§ **Goal**:
Count every line of the material that holds the string "this". Respond with the total only.

§ **Recorded information**:
=-=-=-=-=

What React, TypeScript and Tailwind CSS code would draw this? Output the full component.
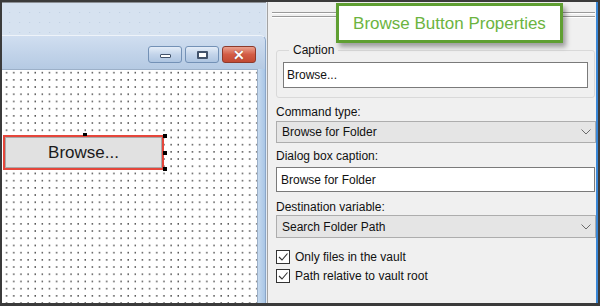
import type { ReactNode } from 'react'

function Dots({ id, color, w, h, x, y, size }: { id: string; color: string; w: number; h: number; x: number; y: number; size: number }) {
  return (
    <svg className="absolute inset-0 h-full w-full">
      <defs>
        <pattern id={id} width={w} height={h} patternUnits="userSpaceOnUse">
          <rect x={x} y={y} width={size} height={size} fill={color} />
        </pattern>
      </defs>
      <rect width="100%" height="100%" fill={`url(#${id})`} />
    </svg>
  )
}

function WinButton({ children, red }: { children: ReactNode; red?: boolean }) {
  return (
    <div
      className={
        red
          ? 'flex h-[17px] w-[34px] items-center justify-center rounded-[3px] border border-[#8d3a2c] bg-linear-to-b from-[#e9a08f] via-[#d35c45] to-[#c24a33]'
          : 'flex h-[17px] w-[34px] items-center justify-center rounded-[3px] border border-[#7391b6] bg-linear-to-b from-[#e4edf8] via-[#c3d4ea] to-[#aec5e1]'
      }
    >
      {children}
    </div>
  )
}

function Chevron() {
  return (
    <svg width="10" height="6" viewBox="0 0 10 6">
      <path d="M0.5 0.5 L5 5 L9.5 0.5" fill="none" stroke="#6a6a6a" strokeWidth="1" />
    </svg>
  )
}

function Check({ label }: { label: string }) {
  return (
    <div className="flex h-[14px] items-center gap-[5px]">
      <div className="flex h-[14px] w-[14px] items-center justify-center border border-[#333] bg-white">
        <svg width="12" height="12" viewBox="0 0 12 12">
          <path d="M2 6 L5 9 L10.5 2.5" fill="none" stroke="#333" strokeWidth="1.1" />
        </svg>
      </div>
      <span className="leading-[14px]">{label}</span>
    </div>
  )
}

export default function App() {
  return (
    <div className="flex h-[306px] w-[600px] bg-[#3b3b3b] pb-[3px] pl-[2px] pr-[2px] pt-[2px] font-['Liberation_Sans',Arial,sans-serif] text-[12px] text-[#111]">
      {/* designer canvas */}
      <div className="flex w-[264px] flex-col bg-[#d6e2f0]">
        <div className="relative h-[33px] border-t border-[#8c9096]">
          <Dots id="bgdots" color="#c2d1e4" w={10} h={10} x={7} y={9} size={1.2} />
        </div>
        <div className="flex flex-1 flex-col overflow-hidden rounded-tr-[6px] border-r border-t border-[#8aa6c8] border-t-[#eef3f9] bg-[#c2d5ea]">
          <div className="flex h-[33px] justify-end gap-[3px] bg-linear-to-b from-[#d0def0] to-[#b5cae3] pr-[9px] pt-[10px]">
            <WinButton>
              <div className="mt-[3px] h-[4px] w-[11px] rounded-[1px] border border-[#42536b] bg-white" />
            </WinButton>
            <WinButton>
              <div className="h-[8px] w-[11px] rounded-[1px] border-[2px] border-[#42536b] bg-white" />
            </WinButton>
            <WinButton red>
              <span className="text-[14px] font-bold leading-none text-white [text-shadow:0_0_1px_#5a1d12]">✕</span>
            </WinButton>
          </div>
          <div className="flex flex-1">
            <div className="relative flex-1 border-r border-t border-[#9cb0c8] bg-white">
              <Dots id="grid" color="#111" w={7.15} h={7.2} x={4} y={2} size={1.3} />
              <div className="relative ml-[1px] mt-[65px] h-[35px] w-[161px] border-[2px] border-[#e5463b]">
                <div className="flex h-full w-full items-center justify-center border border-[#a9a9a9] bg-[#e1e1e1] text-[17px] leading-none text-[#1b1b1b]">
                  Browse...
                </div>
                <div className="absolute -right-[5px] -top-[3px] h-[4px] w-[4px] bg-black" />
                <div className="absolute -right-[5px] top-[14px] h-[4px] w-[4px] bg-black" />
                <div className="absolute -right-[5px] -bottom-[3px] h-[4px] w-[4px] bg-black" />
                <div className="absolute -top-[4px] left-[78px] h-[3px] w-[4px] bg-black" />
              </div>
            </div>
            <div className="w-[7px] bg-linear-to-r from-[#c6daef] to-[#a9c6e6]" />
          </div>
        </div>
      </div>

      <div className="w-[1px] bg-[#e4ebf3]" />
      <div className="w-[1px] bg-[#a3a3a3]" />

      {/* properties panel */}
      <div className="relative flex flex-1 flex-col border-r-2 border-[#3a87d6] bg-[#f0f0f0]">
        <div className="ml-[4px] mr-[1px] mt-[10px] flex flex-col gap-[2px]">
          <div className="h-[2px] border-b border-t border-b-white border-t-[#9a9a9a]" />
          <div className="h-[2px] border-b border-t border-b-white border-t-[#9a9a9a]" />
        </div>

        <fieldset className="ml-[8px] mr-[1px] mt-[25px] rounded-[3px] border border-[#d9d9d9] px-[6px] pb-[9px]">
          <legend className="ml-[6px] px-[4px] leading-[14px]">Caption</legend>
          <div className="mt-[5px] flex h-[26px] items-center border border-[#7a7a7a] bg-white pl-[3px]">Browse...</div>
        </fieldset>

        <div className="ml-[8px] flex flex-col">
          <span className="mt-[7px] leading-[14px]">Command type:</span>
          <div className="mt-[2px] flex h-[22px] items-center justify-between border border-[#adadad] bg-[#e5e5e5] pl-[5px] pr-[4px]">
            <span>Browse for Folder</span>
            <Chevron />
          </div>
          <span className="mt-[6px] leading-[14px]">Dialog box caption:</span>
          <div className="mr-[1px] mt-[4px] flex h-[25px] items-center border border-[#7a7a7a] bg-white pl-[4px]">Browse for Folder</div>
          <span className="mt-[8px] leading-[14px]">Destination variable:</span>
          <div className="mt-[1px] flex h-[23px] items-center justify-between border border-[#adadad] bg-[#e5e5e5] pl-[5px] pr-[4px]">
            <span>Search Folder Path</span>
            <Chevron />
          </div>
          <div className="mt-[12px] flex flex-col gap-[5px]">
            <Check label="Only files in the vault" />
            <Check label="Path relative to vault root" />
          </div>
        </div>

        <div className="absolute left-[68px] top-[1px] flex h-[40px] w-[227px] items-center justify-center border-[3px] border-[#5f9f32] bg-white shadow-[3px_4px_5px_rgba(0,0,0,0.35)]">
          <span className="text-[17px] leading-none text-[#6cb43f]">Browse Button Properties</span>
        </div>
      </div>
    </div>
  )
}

=-=-=-=-=

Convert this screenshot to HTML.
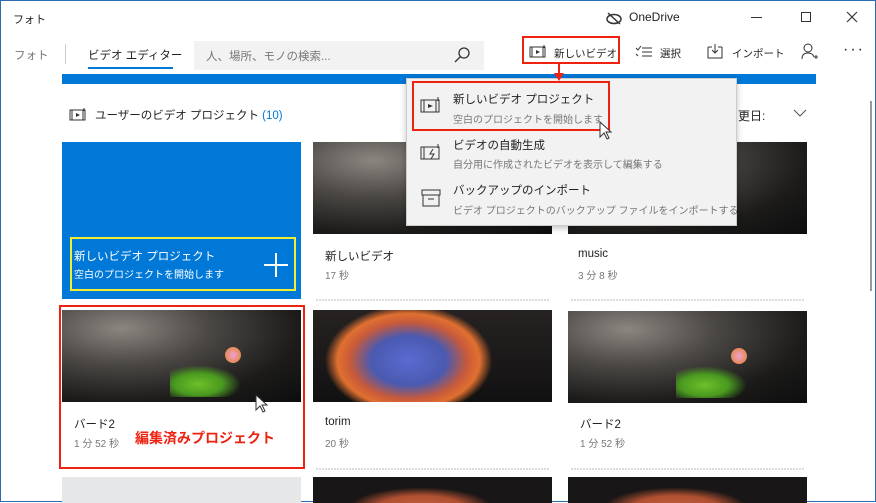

=-=-=-=-=

§ **Worked answer**:
2